Your members are following the same trend. Fewer people carry checkbooks. Fewer still keep stamps around. When your club sends a renewal notice that says “mail a check to…”, you’re asking members to do something they don’t do for almost anything else in their lives anymore.
That doesn’t mean checks are useless. For some organizations, especially those with older membership bases, checks remain the most familiar option. But familiarity isn’t the same as effectiveness.
Where Offline Collection Still Works
Checks and cash aren’t dead. They have specific situations where they’re genuinely the better choice.
Small groups under 20 members who all meet regularly can handle cash at meetings without much hassle. The treasurer sees everyone, collects in person, hands out receipts, and updates the ledger the same night. The overhead is manageable because the scale is tiny.
Organizations with members who don’t use smartphones or aren’t comfortable with online payments need an offline option. 43% of Baby Boomers report high apprehension about mobile payment security. If your cultural association’s membership skews older, forcing online-only payments will cost you members.
Rural or community-based groups where members have strong relationships and meet face-to-face frequently can make cash or check collection work. The social accountability (“I’ll see you at the meeting Thursday, bring your dues”) replaces the need for automated reminders.
Even in these cases, though, offline collection has real costs.
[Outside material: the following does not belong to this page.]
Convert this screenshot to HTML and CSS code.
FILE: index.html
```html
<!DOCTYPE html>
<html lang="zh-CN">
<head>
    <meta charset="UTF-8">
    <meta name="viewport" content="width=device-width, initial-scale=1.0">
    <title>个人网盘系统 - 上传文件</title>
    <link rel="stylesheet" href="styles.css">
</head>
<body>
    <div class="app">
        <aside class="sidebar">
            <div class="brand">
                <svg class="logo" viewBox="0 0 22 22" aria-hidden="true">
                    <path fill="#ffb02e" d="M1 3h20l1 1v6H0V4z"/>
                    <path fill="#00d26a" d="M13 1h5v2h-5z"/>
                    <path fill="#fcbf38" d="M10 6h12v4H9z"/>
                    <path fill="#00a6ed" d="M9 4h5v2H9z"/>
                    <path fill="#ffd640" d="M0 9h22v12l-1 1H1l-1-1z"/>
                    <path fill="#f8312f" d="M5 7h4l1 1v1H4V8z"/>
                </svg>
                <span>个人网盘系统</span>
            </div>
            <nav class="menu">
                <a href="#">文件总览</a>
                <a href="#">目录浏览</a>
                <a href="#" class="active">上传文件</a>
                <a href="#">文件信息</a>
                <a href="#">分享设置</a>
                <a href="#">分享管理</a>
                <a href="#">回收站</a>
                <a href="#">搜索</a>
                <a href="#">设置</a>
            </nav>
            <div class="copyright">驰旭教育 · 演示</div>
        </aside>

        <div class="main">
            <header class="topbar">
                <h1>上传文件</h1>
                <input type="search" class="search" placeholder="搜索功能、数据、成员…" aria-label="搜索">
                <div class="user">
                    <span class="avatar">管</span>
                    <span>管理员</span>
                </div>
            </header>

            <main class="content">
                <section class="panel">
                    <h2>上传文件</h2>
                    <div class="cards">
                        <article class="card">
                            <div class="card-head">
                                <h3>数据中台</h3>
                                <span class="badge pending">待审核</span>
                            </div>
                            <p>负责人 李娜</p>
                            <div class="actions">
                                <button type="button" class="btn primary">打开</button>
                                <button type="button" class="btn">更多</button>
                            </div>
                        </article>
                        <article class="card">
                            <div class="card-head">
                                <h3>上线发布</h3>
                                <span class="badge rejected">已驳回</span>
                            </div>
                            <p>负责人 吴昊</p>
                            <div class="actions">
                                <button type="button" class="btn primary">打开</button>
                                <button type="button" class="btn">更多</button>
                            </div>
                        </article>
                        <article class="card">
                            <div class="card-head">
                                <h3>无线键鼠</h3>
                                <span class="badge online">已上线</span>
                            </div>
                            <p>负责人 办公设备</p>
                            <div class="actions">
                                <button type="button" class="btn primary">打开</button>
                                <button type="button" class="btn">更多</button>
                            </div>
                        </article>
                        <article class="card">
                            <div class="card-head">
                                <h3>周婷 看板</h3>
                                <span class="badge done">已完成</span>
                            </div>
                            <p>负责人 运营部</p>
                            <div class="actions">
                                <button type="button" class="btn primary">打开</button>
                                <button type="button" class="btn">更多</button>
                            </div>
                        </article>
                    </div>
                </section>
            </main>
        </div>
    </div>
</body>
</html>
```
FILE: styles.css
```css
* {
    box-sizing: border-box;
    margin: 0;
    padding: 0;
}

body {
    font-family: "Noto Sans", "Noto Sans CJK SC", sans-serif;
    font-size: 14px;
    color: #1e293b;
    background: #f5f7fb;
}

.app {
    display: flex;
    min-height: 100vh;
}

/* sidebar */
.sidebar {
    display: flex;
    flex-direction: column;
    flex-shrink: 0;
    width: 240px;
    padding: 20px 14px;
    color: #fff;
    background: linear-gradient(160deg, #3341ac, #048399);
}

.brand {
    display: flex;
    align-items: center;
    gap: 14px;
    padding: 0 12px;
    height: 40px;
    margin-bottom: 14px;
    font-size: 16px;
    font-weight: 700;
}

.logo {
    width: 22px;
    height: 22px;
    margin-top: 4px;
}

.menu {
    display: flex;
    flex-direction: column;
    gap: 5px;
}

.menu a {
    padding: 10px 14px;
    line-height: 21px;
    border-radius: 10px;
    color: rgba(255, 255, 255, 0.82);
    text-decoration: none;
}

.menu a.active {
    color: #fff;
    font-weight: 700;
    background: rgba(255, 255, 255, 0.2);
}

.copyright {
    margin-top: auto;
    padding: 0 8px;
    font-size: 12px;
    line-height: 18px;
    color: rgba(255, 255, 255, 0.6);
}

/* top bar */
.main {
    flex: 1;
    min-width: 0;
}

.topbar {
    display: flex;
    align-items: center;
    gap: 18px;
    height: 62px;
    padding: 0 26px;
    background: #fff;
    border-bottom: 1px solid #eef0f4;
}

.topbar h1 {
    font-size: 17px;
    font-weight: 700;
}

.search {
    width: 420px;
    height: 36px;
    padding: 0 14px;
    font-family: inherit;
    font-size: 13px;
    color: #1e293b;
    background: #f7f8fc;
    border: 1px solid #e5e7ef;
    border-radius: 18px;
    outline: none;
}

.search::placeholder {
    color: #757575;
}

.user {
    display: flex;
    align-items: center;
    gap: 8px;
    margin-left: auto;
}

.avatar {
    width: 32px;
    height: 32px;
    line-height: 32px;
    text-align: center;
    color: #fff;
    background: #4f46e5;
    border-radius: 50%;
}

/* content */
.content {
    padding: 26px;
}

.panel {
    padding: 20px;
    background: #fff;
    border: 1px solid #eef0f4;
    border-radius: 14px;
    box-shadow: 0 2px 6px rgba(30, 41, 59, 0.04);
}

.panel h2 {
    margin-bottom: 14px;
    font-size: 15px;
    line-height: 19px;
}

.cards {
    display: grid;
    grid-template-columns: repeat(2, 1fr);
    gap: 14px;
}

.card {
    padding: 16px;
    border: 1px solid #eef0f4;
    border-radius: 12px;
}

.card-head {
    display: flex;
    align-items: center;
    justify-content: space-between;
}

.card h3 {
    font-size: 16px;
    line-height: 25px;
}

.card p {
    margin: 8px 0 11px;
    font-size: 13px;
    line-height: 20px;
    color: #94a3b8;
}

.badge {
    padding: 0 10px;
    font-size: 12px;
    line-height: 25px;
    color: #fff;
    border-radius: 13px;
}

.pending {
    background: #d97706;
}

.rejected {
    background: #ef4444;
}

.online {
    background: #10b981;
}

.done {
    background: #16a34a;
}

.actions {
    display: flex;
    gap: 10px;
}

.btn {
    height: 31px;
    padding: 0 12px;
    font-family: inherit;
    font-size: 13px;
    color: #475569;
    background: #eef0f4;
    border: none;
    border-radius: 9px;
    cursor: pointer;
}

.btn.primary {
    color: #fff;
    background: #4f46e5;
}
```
The Hidden Price of Cash and Checks
The processing fee on a credit card payment is visible. The cost of collecting checks is invisible. That makes it easy to ignore, and easy to underestimate.
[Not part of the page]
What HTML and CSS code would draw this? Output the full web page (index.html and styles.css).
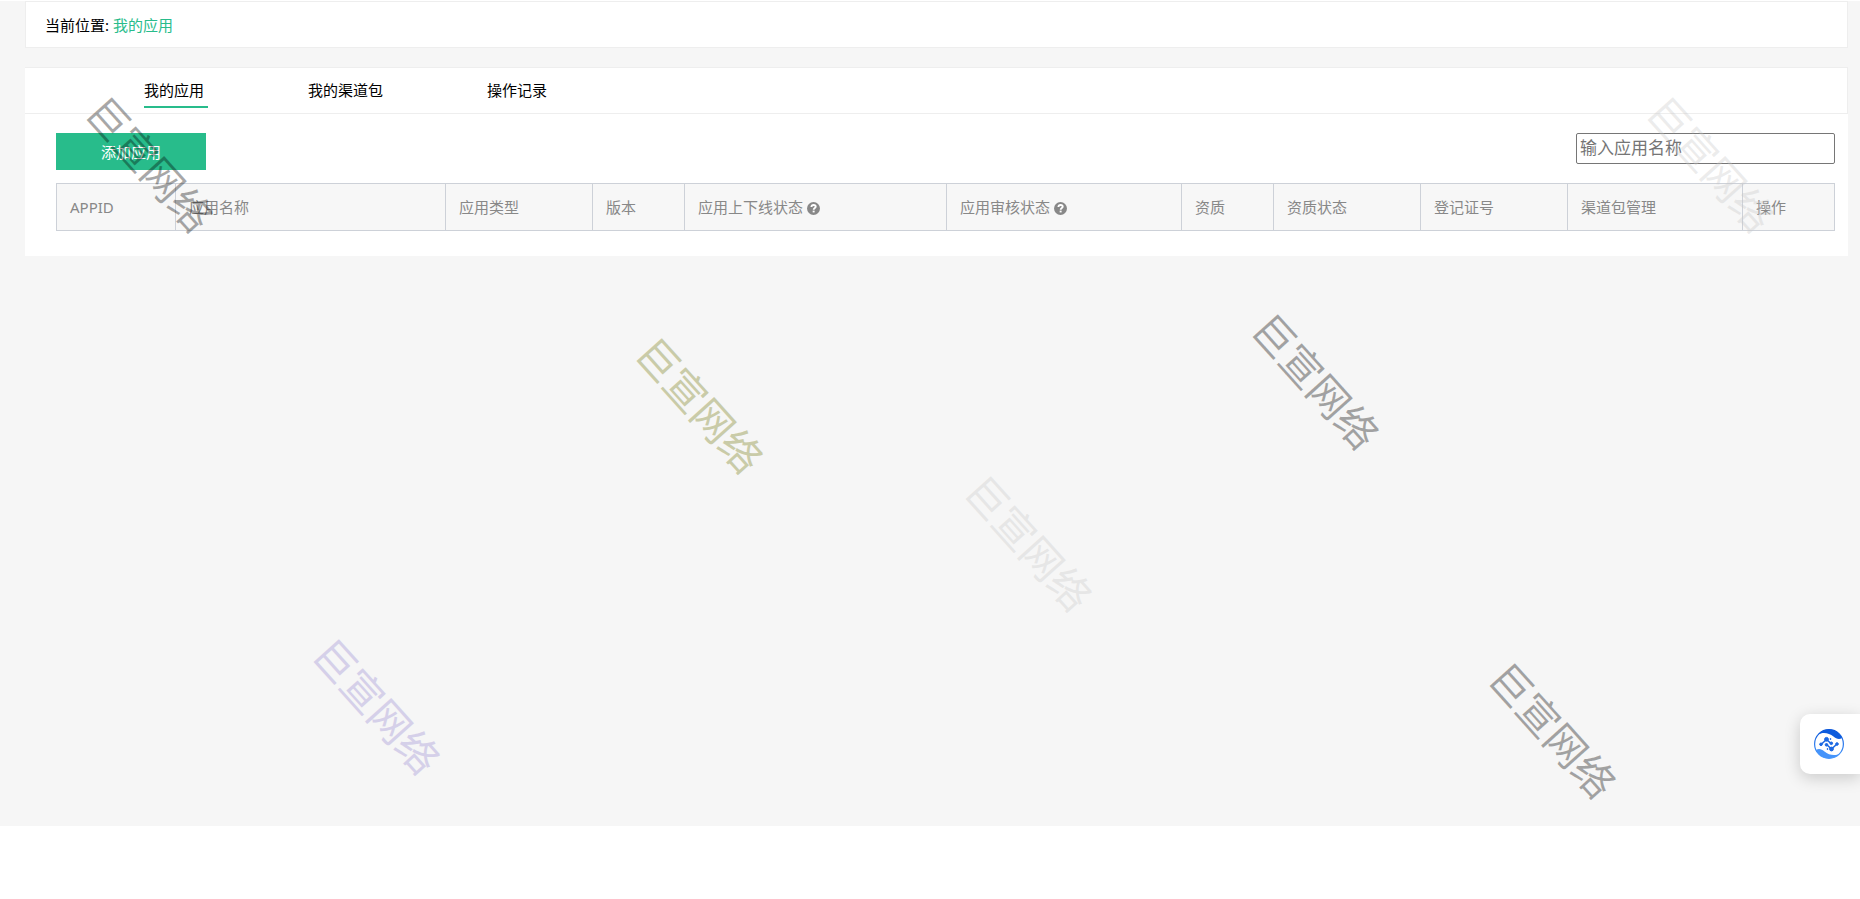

A treasurer handling 75 check payments spends time opening envelopes, recording each payment in a spreadsheet, making bank deposits, reconciling the statement, and following up with members whose checks bounced or never arrived. Conservative estimate: 3-4 hours per month during renewal season. Over a three-month collection period, that’s 9-12 hours of unpaid volunteer labor. (If that sounds familiar, our breakdown of the real cost of managing members with spreadsheets puts a dollar figure on exactly this kind of hidden overhead.)
The 2024 AFP Payments Fraud and Control Survey found that 65% of organizations experienced check fraud, compared to 33% for ACH electronic payments. For a small club, the risk isn’t large-scale fraud. It’s a bounced check, a disputed amount, or cash that disappears between the meeting and the bank deposit. Only 39% of nonprofits with fewer than 100 employees have strong internal controls. Your garden club almost certainly doesn’t have dual-signature requirements or surprise audits.
Cash is worse. No paper trail unless someone creates one manually. Two people remember the same transaction differently three months later. The Oregon Department of Justice recommends that even very small nonprofits avoid cash expenditures “to the extent possible” and never let a single person handle collection, deposit, and reconciliation alone.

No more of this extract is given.